"HOUSE!!!" she wailed as I tried to extricate her.
When I got home, I built her an identical fort out of a cardboard box, a living room chair and a big blanket thrown over it. It managed to stay intact for the most part, except for when she would grab the blanket and pull down on it until the cardboard roof caved in.
"HOUSE!!!" she wailed each time it fell.
"House!" she chirped each time I put it back up.
I remember trying to build a fort out of a blanket as a kid. I laid on my back and stuck my legs and arms straight up in the air to support the roof. I tried using a cardboard pole leftover from wrapping paper to act as a prop. I tried using throw pillows and stuffed animals as walls.

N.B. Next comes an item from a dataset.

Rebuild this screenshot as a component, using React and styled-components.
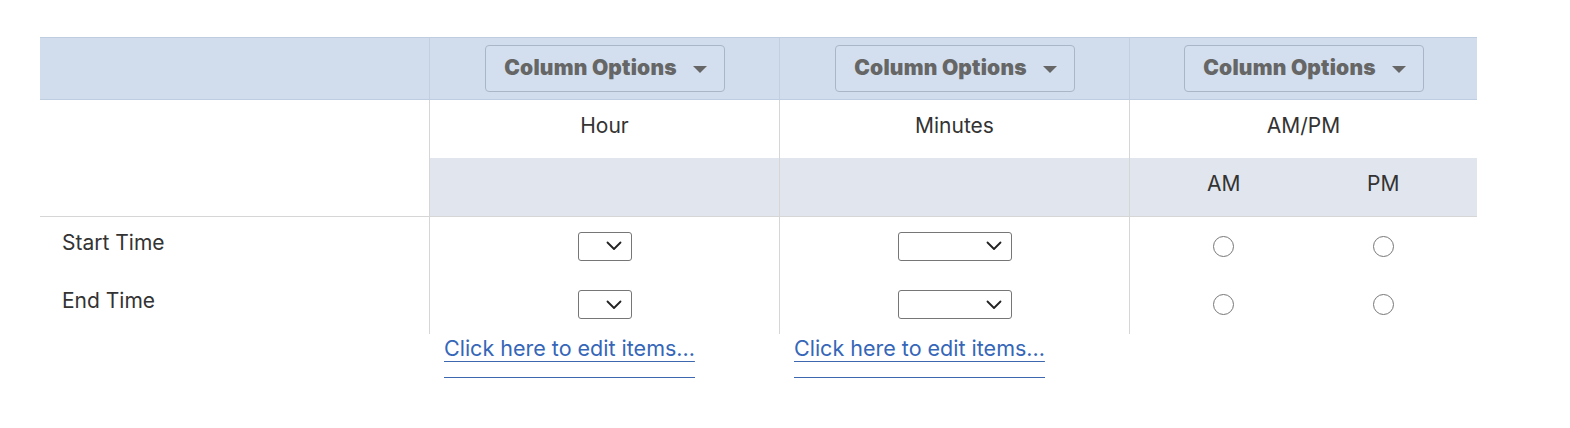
import React from "react";
import styled, { createGlobalStyle } from "styled-components";

const Global = createGlobalStyle`
  html, body { margin: 0; padding: 0; background: #fff; }
  body { font-family: Inter, "Liberation Sans", Arial, sans-serif; color: #333; }
`;

const Page = styled.div`
  padding: 37px 0 0 40px;
  width: 1437px;
`;

const Grid = styled.div`
  display: grid;
  grid-template-columns: 389px 350px 350px 348px;
`;

const HeadCell = styled.div`
  height: 61px;
  background: #d1ddec;
  border-top: 1px solid #bfcde0;
  border-bottom: 1px solid #bfcde0;
  border-left: ${(p) => (p.$first ? "none" : "1px solid #c3cfdf")};
  display: flex;
  align-items: center;
  justify-content: center;
  box-sizing: content-box;
`;

const OptionsButton = styled.div`
  width: 240px;
  height: 47px;
  box-sizing: border-box;
  border: 1px solid #a9b6c8;
  border-radius: 4px;
  background: #d3dfee;
  display: flex;
  align-items: center;
  justify-content: center;
  gap: 16px;
  font-family: Inter, "Open Sans", sans-serif;
  font-weight: 900;
  font-size: 21px;
  letter-spacing: 0.2px;
  color: #666;
  padding: 0 0 3px 2px;
`;

const Caret = styled.span`
  width: 0;
  height: 0;
  border-left: 7px solid transparent;
  border-right: 7px solid transparent;
  border-top: 7px solid #666;
  margin-top: 4px;
`;

const Cell = styled.div`
  height: ${(p) => p.$h || 58}px;
  box-sizing: border-box;
  border-left: ${(p) => (p.$first ? "none" : "1px solid #d6d6d6")};
  border-bottom: ${(p) => (p.$bottom ? "1px solid #d6d6d6" : "none")};
  background: ${(p) => (p.$grey ? "#e1e5ed" : "#fff")};
  display: flex;
  align-items: center;
  justify-content: ${(p) => (p.$left ? "flex-start" : "center")};
  padding-left: ${(p) => (p.$left ? "22px" : "0")};
  font-size: 21px;
  color: #333;
`;

const Label = styled.span`
  margin-top: ${(p) => p.$mt || 0}px;
`;

const Pair = styled.div`
  width: 100%;
  padding: 0 14px;
  box-sizing: border-box;
  display: grid;
  grid-template-columns: 1fr 1fr;
  justify-items: center;
  align-items: center;
`;

const SelectBox = styled.div`
  width: ${(p) => p.$w}px;
  height: 29px;
  box-sizing: border-box;
  border: 1px solid #767676;
  border-radius: 3px;
  background: #fff;
  display: flex;
  align-items: center;
  justify-content: flex-end;
  padding-right: 9px;
  margin-top: ${(p) => p.$mt || 0}px;
`;

const Radio = styled.span`
  display: block;
  width: 21px;
  height: 21px;
  box-sizing: border-box;
  border: 1.5px solid #777;
  border-radius: 50%;
  background: #fff;
  margin-top: ${(p) => p.$mt || 0}px;
`;

const LinkCell = styled.div`
  padding: 0 0 0 15px;
`;

const EditLink = styled.a`
  display: inline-block;
  font-size: 21.5px;
  color: #3566b8;
  text-decoration: underline;
  text-decoration-color: #3d68b0;
  text-decoration-thickness: 1px;
  text-underline-offset: 5px;
  border-bottom: 1px solid #3d68b0;
  padding-bottom: 14px;
  line-height: 30px;
  margin-top: -1px;
  cursor: pointer;
`;

const Chevron = () => (
  <svg width="16" height="10" viewBox="0 0 16 10">
    <path d="M1.5 1.5 L8 8 L14.5 1.5" fill="none" stroke="#222" strokeWidth="1.8" strokeLinecap="round" strokeLinejoin="round" />
  </svg>
);

const rows = [
  { label: "Start Time", h: 58, mt: -7, ctl: 0 },
  { label: "End Time", h: 59, mt: -8, ctl: 0 },
];

export default function App() {
  return (
    <>
      <Global />
      <Page>
        <Grid>
          <HeadCell $first />
          {[0, 1, 2].map((i) => (
            <HeadCell key={i}>
              <OptionsButton>
                Column Options
                <Caret />
              </OptionsButton>
            </HeadCell>
          ))}

          <Cell $first />
          <Cell>
            <Label $mt={-7}>Hour</Label>
          </Cell>
          <Cell>
            <Label $mt={-7}>Minutes</Label>
          </Cell>
          <Cell>
            <Label $mt={-7}>AM/PM</Label>
          </Cell>

          <Cell $first $bottom $h={59} />
          <Cell $grey $bottom $h={59} />
          <Cell $grey $bottom $h={59} />
          <Cell $grey $bottom $h={59}>
            <Pair>
              <Label $mt={-7}>AM</Label>
              <Label $mt={-7}>PM</Label>
            </Pair>
          </Cell>

          {rows.map((r) => (
            <React.Fragment key={r.label}>
              <Cell $first $left $h={r.h}>
                <Label $mt={r.mt}>{r.label}</Label>
              </Cell>
              <Cell $h={r.h}>
                <SelectBox $w={54} $mt={r.ctl}>
                  <Chevron />
                </SelectBox>
              </Cell>
              <Cell $h={r.h}>
                <SelectBox $w={114} $mt={r.ctl}>
                  <Chevron />
                </SelectBox>
              </Cell>
              <Cell $h={r.h}>
                <Pair>
                  <Radio $mt={r.ctl} />
                  <Radio $mt={r.ctl} />
                </Pair>
              </Cell>
            </React.Fragment>
          ))}

          <div />
          <LinkCell>
            <EditLink>Click here to edit items...</EditLink>
          </LinkCell>
          <LinkCell>
            <EditLink>Click here to edit items...</EditLink>
          </LinkCell>
          <div />
        </Grid>
      </Page>
    </>
  );
}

The trouble was, the blankets kept falling back down. Propped up for a moment, they'd soon return to brush my face and cover my body again. No matter how much effort and how many contraptions I'd build or finagle, the blanket fell down and covered me.
Today I was thinking about that blanket and how I could never keep it off of me. Sort of reminded me of depression. I've spent a lifetime propping it up and trying to keep it off. But every so often the cardboard scaffolding I've built gives way and I feel it brush my face and cover my body once more.
Sometimes I just want to lay down in the dark and give in to it.
But most times I brush it off and try to prop it up. I rummage around for the cardboard poles and stuffed bears in my head and build walls out of plush. Sometimes it all seems so pointless.
Building an imaginary fortress against pain.
But that inner kid in me doesn't care about logistics and logic. I hear my daughter's voice yell, "House!" and I put the structure back in again. She needs me to keep a roof over this house of mine. She needs the shelter of my joy.